Overall, this is a fine natural pencil at just around a quarter per stick. It's one for me that gets lost in the shuffle too often, but having spent the last couple weeks with this one, it's definitely back in the rotation.
Available from Pencils.com, $2.95 for 12.
I grew up in a lake town. Lake Shelbyville is a man-made lake, built in the 1960s to protect some farm land from flooding from the Kaskaskia River. The Army Corps of Engineers bought land from Shelbyville north to Sullivan along the river and bridges were built, a lake was excavated, and a dam was put up. My father, like many young men from the area, worked on those crews when he could, in the summers between school years.
When you grow up in a lake town, you either don't care about it much (because it's just always been there) or you're obsessed with it and spend as much time on it as you can, boating, fishing, hanging out on the beach, etc. I was in the "don't care" camp growing up. I've always liked to see my feet when I swim. I'm a pool person all the way. I don't have a fear, it's just what I prefer. The land around the lake is owned by the government, so luckily, there are no houses on it. The lake belongs to the people, not a few rich that can afford the property. I remember having a conversation with an Illinois gubernatorial candidate at a restaurant I worked at, and when he asked where I was from, he knew it because of the lake. "It'd be great if we could get that opened up" he said. I argued against it, and when he asked why, I said "So people like YOU can't say 'get off my lake' to people born and raised there."
The water of Lake Shelbyville is nowhere near as clean and clear as Lake Tahoe. It's not surrounded by mountains or any other pristine land features, just corn fields. But I'm willing to guess that the people of Lake Tahoe love their lake as much as the people of Shelbyville love theirs.
Lake Tahoe is one of the most popular lakes in the United States, and most likely the cleanest. It's the largest alpine lake in the North America and is the largest lake after all the Great Lakes. If it's not popular enough for the clear water and water sports on the lake, the surrounding mountains are very popular for skiing and hiking, not to mention the casinos on the Nevada side.
The Blackwing 73 is a tribute to Lake Tahoe and its beauty. The 73 stands for the Secchi depth reading, which is a clarity reading. It was one of the clearest lakes, but it started to decline, hitting its low point in 1997. Through the efforts of The League to Save Lake Tahoe and other groups, they have gotten their most recent reading to 73. I can't see my feet when I'm waist-deep in Lake Shelbyville. The lacquer is blue (named "Lake Tahoe Blue" by Palomino) and the pencil is printed with a white imprint and a white topographical map wrapped around the pencil. The map is raised, and provides a little grip in the hand. The ferrule is silver this time, and the eraser is white. It's a welcome departure from the gold ferrule, black eraser doldrums we've been in for the last two releases. I like when they play with the colors of these.
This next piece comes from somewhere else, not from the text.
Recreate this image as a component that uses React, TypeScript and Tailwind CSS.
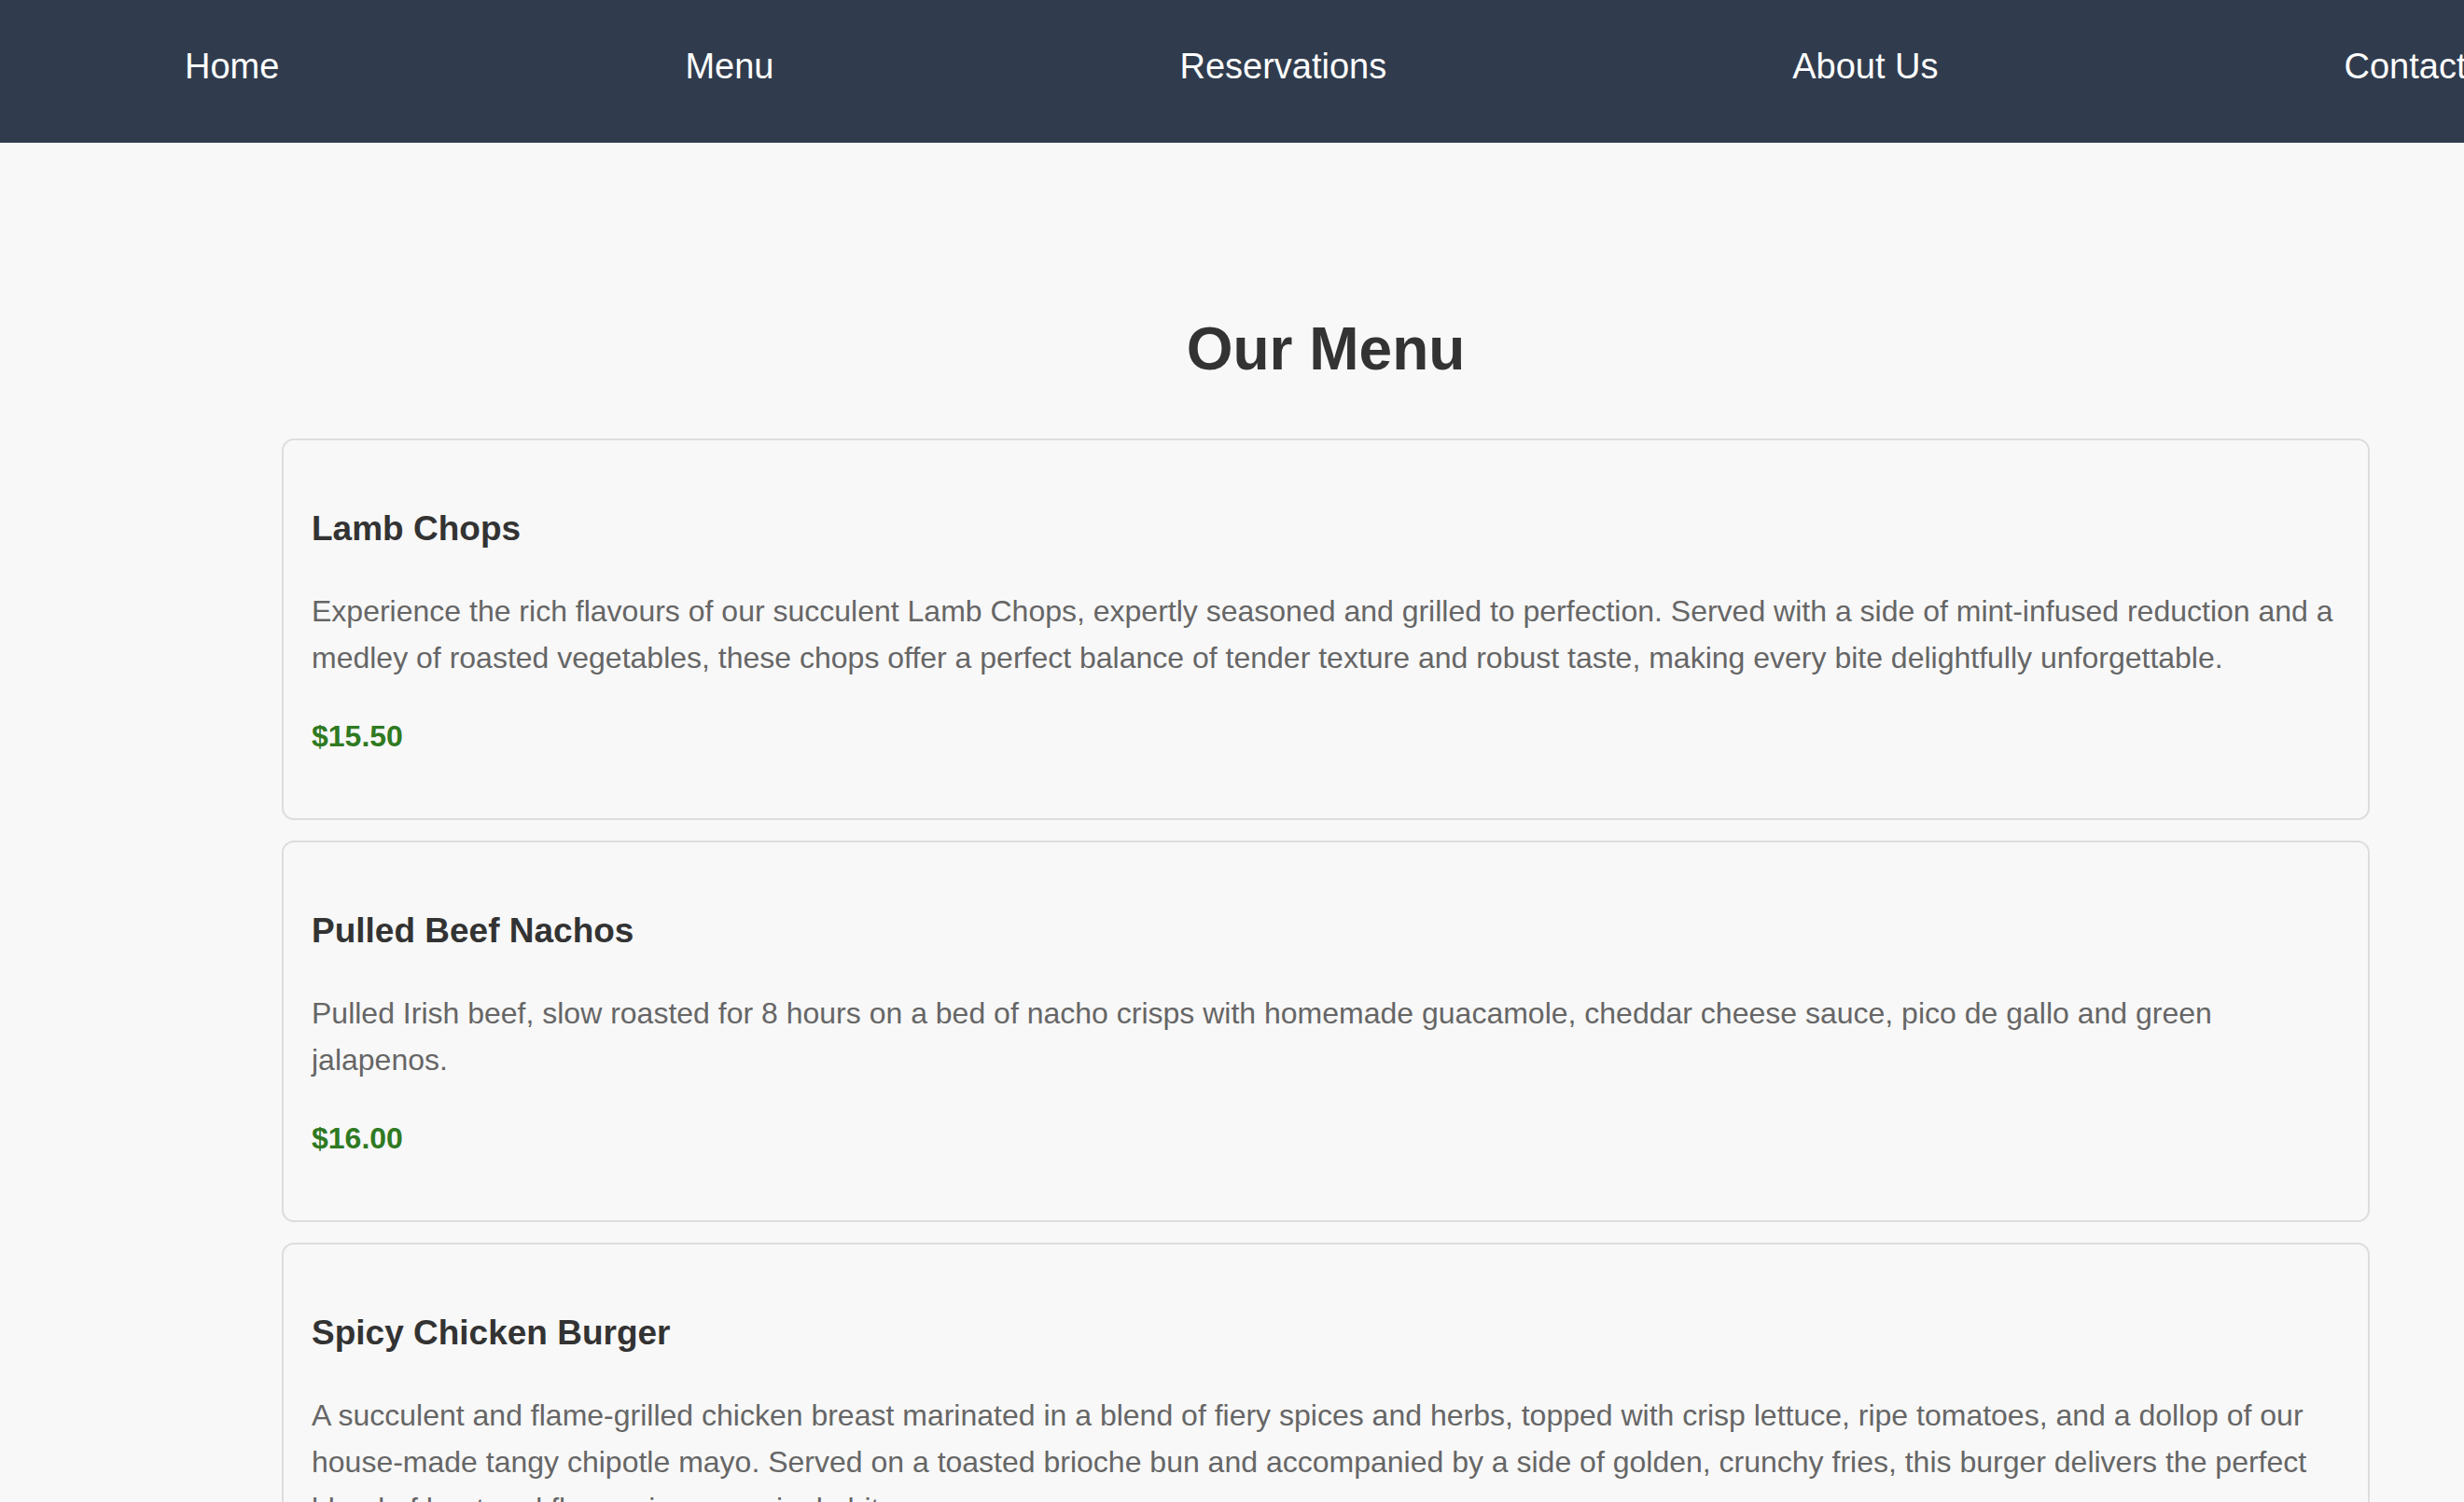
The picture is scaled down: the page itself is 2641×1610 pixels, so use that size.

More colored erasers, please!
The wood is, of course, cedar. I always forget how fragrant a box of Blackwings is until I open a new one. Every pencil should smell like this. But the real draw is the core: MMX! Soft! The softest core they make, from the standard Blackwing. The Volumes series hasn't had a soft core since the 1138. I know some people who will be happy. It doesn't erase the best, and it smudges, but that's to be expected of a core this soft, dark, and smooth.
The extra in the box is a Keep Tahoe Blue sticker, and even more importantly, every sale comes with a $2 donation to the cause. I'm willing to give up something extra to give to a cause like this.
Overall, I like this pencil. They tried some stuff with the printing, which works well, and they gave us a core we haven't seen since the second in the series (unless you wanna buy the boring plain one!). I personally don't like a pencil this super soft for the writing I do, but it is a good sketching pencil and fills a need. Now, for the real need: a year-around Extra Firm pencil...get on it!
Available from Blackwing, $24.95 for 12.